I najprawdopodobniej jakiś stary wyjadacz o zniszczonych dłoniach i pomarszczonym obliczu uczył Was, że nie ma większej żenady, niż piękna łódź, płynąca pod żaglami, na której burtach majtają się odbijacze.
Do tej samej kategorii należą też suszące się na relingach gacie, albo byle jak zbuchtowane liny; nie tylko wyglądają mało estetycznie, ale przede wszystkim stanowią niezbyt pochlebną wizytówkę załogi. Tako nas drzewiej uczono.
Sęk w tym, że dziś przepisy zostały znacznie zliberalizowane (zwłaszcza te dotyczące pływania po śródlądziu) i wielu żeglarzy - albo ludzi, którzy chcieliby za żeglarzy uchodzić - nie ma bladego pojęcia, co wypada, a co nie. I dlaczego.

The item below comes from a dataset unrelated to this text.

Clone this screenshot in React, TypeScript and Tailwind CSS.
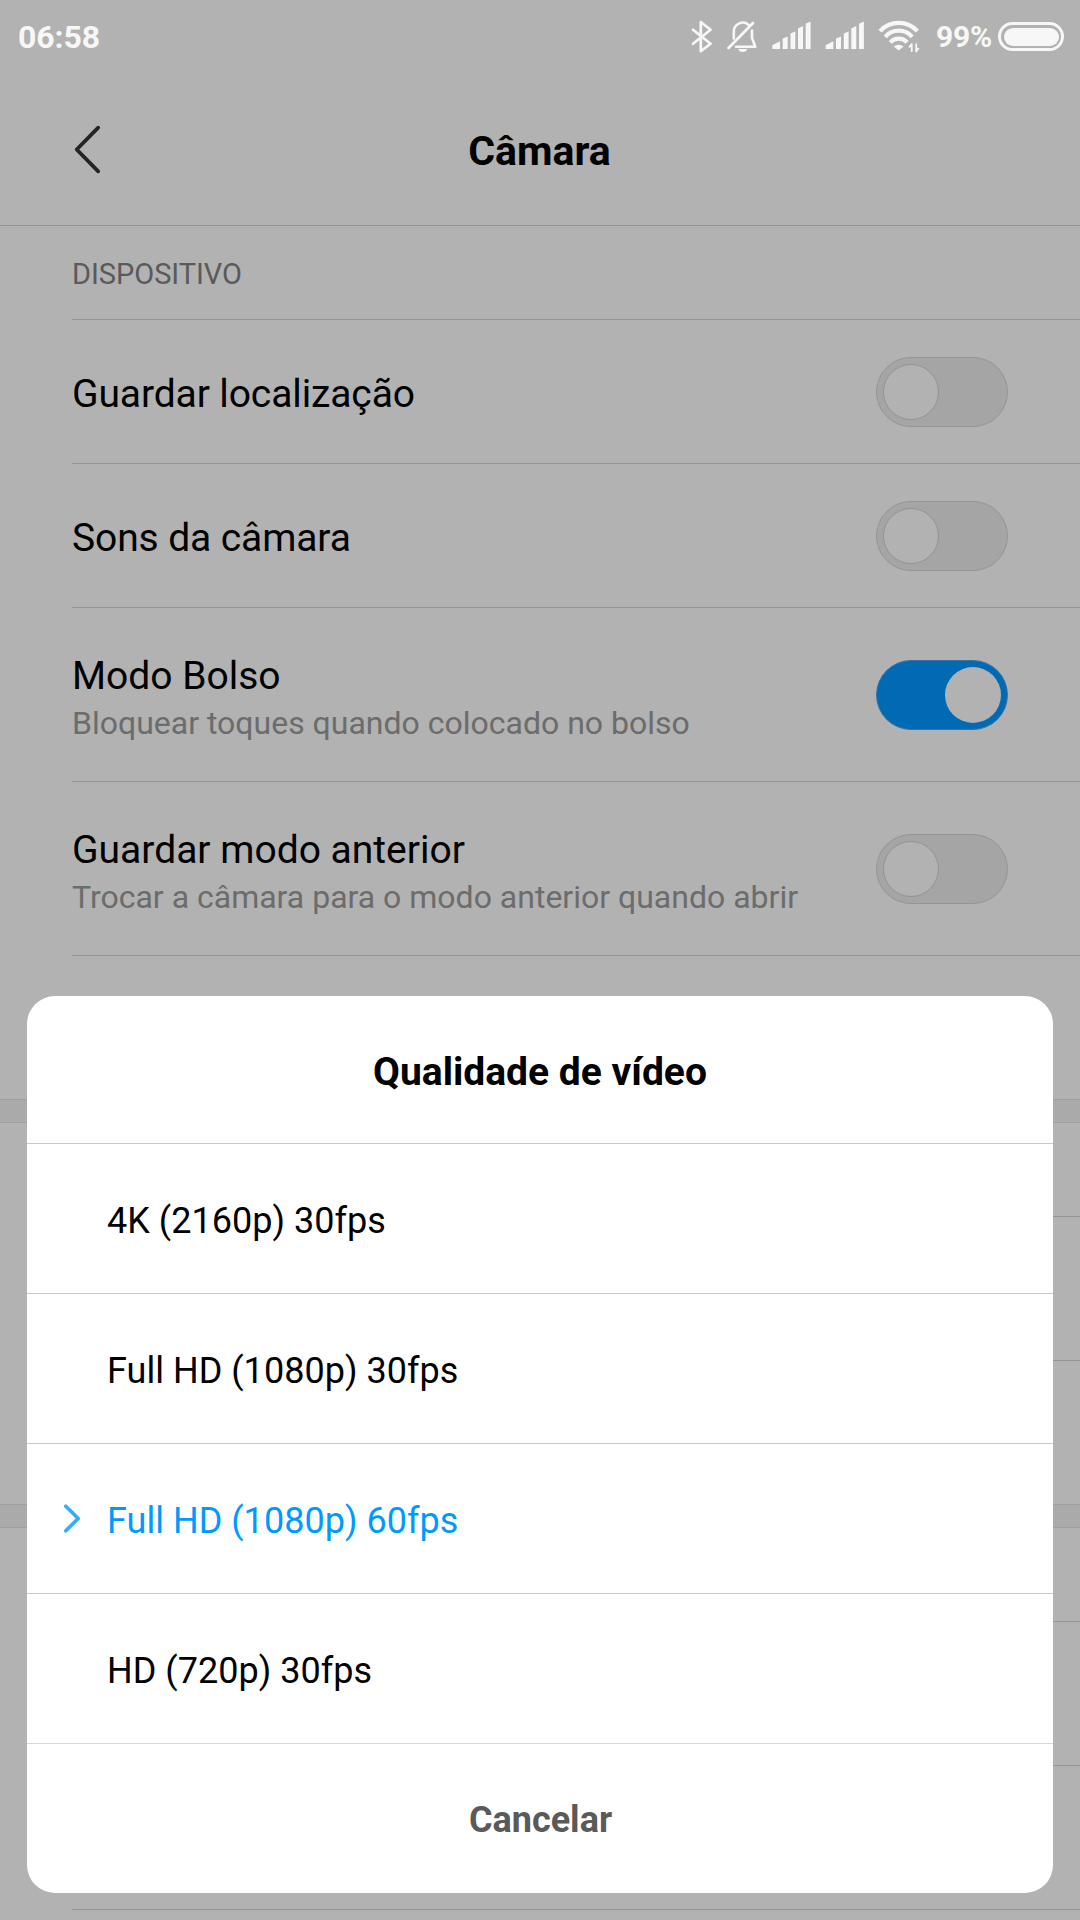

Na temat zagrożenia, jakie generują splątane liny, albo zaplątane tu i ówdzie pranie, trudno polemizować, ale laikowi może być trudno wyobrazić sobie, w czym właściwie miałyby przeszkadzać wywieszone za burtę odbijacze (oprócz wzbudzania politowania, rzecz jasna)?
I po co się męczyć?
Niektóre jednostki zawieszają odbijacze na karabińczykach, jednak w zdecydowanej większości przypadków są one po prostu przywiązywane. A skoro tak, to muszą następnie zostać odwiązane. A przy następnym parkowaniu, ponownie przywiązane. I tak dalej. Co się właściwie stanie (oprócz tego, że starzy wyjadacze uznają nas za szczury lądowe), kiedy nie schowamy odbijaczy? Ano, to zależy.
Przede wszystkim, płynąc z odbijaczami przy większej fali (i prędkości), fundujemy sobie dodatkowe atrakcje w postaci bryzgających fontann wody, jakie powstają, gdy taki odbijacz walnie w wodę. A walił będzie co chwila.
Poza tym, przy całym szacunku dla naszych umiejętności w zakresie wiązania węzłów żeglarskich, zwróćmy uwagę na to, że odbijający się od burty i wody odbijacz może się w końcu odwiązać i popłynąć w siną dal, co poskutkuje zupełnie zbędnymi kosztami, których można by łatwo uniknąć.
Warto też zauważyć, że podczas żeglugi ktoś przytomny może pomyśleć właśnie o zminimalizowaniu owych kosztów i beztrosko przerzucić odbijacze na pokład. Nawet, jeśli szczęśliwie zrobi to bez ich odwiązywania, i tak stworzy dodatkowe niebezpieczeństwo; jeśli z jakiegoś powodu będziemy musieli odbyć spacerek po burcie, trzeba będzie taki obły i śliski kształt zgrabnie (oby!) ominąć, co może stanowić dodatkowe utrudnienie dla załogi, szczególnie na niedużych jednostkach.
Gdzie to upchać?
Skoro nie za burtą, to gdzie właściwie powinny mieszkać odbijacze, kiedy ich akurat nie potrzebujemy? Niektóre załogi beztrosko wrzucają je do kokpitu, co jest o tyle głupie, że prędzej czy później ktoś będzie tamtędy przechodził i sterta odbijaczy raczej nie ułatwi mu zadania. Co więcej, takie wrzucenie pod pokład dużych i mokrych elementów raczej nie wpłynie korzystnie na stan zawilgocenia zdeponowanych tuż obok manatek załogi.
Najprostszym i najbardziej praktycznym rozwiązaniem jest zamontowanie specjalnych koszy na odbijacze, gdzie spoczywają sobie podczas rejsu i są w każdej chwili gotowe do użycia. Taki patent ucina dyskusje na temat naszej niekompetencji, jednocześnie sprawia, że odbijacze mamy w pogotowiu, więc nie musimy robić z siebie łosiów, płynących z jajkami przy burtach.
Alternatywną opcją jest poświęcenie na mieszkanie dla odbijaczy jednej z bakist, jednak jest to możliwe tylko na większych jednostkach, albo przy mniej licznej załodze – w przeciwnym wypadku jest niewielka szansa, że została nam jakaś wolna bakista.